Highly multimagic squares: heptamagic, octamagic, and more...


In 2001, the most multimagic squares, known at that time, were the tetra and pentamagic squares (=4 and 5-multimagic) that I constructed with André Viricel. In 2003, Pan Fengchu constructed a hexamagic square (=6-multimagic) of order 4096 = 212. From 2004 to 2006, several new researches improved the multimagic records:

If I summarize all the new announced results, independently found:

As I wrote in 2001 in my Pour La Science paper, page 101 (PDF file downloadable from the Bibliography page), the described "Viricel-Boyer" method used for the first tetra and pentamagic squares should be able to construct hexamagic, heptamagic, octamagic, and so on... up to any multimagic level, but with the need to increase sufficiently the size (= the order) of the square... and with the need to use a good computer program to check the squares... I am also sure, without having the proof, that the good old "Tarry-Cazalas" method is also able to create n-multimagic squares for any n.

Pierre Tougne used the two French methods.

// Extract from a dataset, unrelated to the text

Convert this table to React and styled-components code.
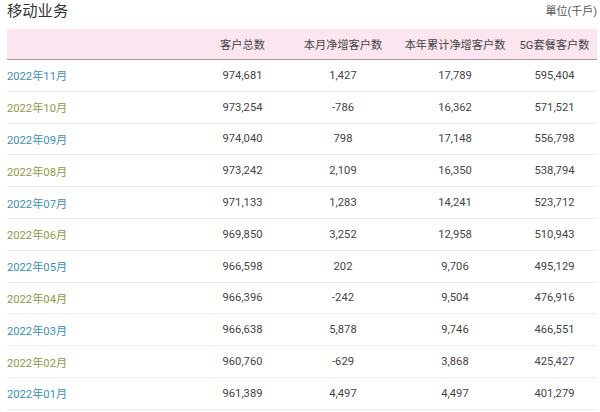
import React from 'react';
import styled, { createGlobalStyle } from 'styled-components';

const GlobalStyle = createGlobalStyle`
  body {
    margin: 0;
    background: #ffffff;
    font-family: Roboto, "Noto Sans CJK SC", sans-serif;
  }
`;

const Page = styled.div`
  width: 600px;
  height: 412px;
  overflow: hidden;
  padding: 0 3px 0 7px;
  box-sizing: border-box;
`;

const TitleBar = styled.div`
  display: flex;
  justify-content: space-between;
  align-items: flex-start;
  height: 29px;
`;

const Title = styled.h2`
  margin: 0;
  padding-top: 1px;
  font-size: 15.3px;
  line-height: 20px;
  font-weight: 400;
  color: #333333;
`;

const Unit = styled.span`
  font-size: 11px;
  line-height: 14px;
  padding-top: 5px;
  color: #555555;
`;

const Row = styled.div`
  display: grid;
  grid-template-columns: 190px 91px 110px 114px 85px;
  align-items: center;
  height: ${({ head }) => (head ? '30px' : '30.8px')};
  background: ${({ head }) => (head ? '#fbe5f0' : 'transparent')};
  border-bottom: 1px solid ${({ head }) => (head ? '#a99aa1' : '#ececec')};
  font-size: 11.2px;
  color: #444444;
`;

const Cell = styled.div`
  text-align: center;
  white-space: nowrap;
`;

const DateCell = styled.div`
  text-align: left;
  white-space: nowrap;
  color: ${({ tone }) => (tone === 'blue' ? '#3b8fb6' : '#8b9b48')};
`;

const rows = [
  ['2022年11月', '974,681', '1,427', '17,789', '595,404'],
  ['2022年10月', '973,254', '-786', '16,362', '571,521'],
  ['2022年09月', '974,040', '798', '17,148', '556,798'],
  ['2022年08月', '973,242', '2,109', '16,350', '538,794'],
  ['2022年07月', '971,133', '1,283', '14,241', '523,712'],
  ['2022年06月', '969,850', '3,252', '12,958', '510,943'],
  ['2022年05月', '966,598', '202', '9,706', '495,129'],
  ['2022年04月', '966,396', '-242', '9,504', '476,916'],
  ['2022年03月', '966,638', '5,878', '9,746', '466,551'],
  ['2022年02月', '960,760', '-629', '3,868', '425,427'],
  ['2022年01月', '961,389', '4,497', '4,497', '401,279'],
];

export default function App() {
  return (
    <>
      <GlobalStyle />
      <Page>
        <TitleBar>
          <Title>移动业务</Title>
          <Unit>單位(千戶)</Unit>
        </TitleBar>
        <Row head>
          <div />
          <Cell>客户总数</Cell>
          <Cell>本月净增客户数</Cell>
          <Cell>本年累计净增客户数</Cell>
          <Cell>5G套餐客户数</Cell>
        </Row>
        {rows.map((r, i) => (
          <Row key={r[0]}>
            <DateCell tone={i % 2 === 0 ? 'blue' : 'green'}>{r[0]}</DateCell>
            <Cell>{r[1]}</Cell>
            <Cell>{r[2]}</Cell>
            <Cell>{r[3]}</Cell>
            <Cell>{r[4]}</Cell>
          </Row>
        ))}
      </Page>
    </>
  );
}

For example he constructed his heptamagic and octamagic squares with the Viricel-Boyer method, and the following keys:

Pan Fengchu, China, also constructed numerous highly multimagic squares. I have not personally checked any of these huge squares announced by PF or PT.

In 2005, Harm Derksen (University of Michigan, USA), Christian Eggermont and Arno van den Essen (University of Nijmegen, Netherlands) wrote the first draft of a very interesting paper available here: http://arxiv.org/abs/math.CO/0504083. They proved mathematically that it is always possible to construct an n-multimagic square for any n. A very important theorem, supposed for a long time, announced by Gaston Tarry in 1906, but now proved!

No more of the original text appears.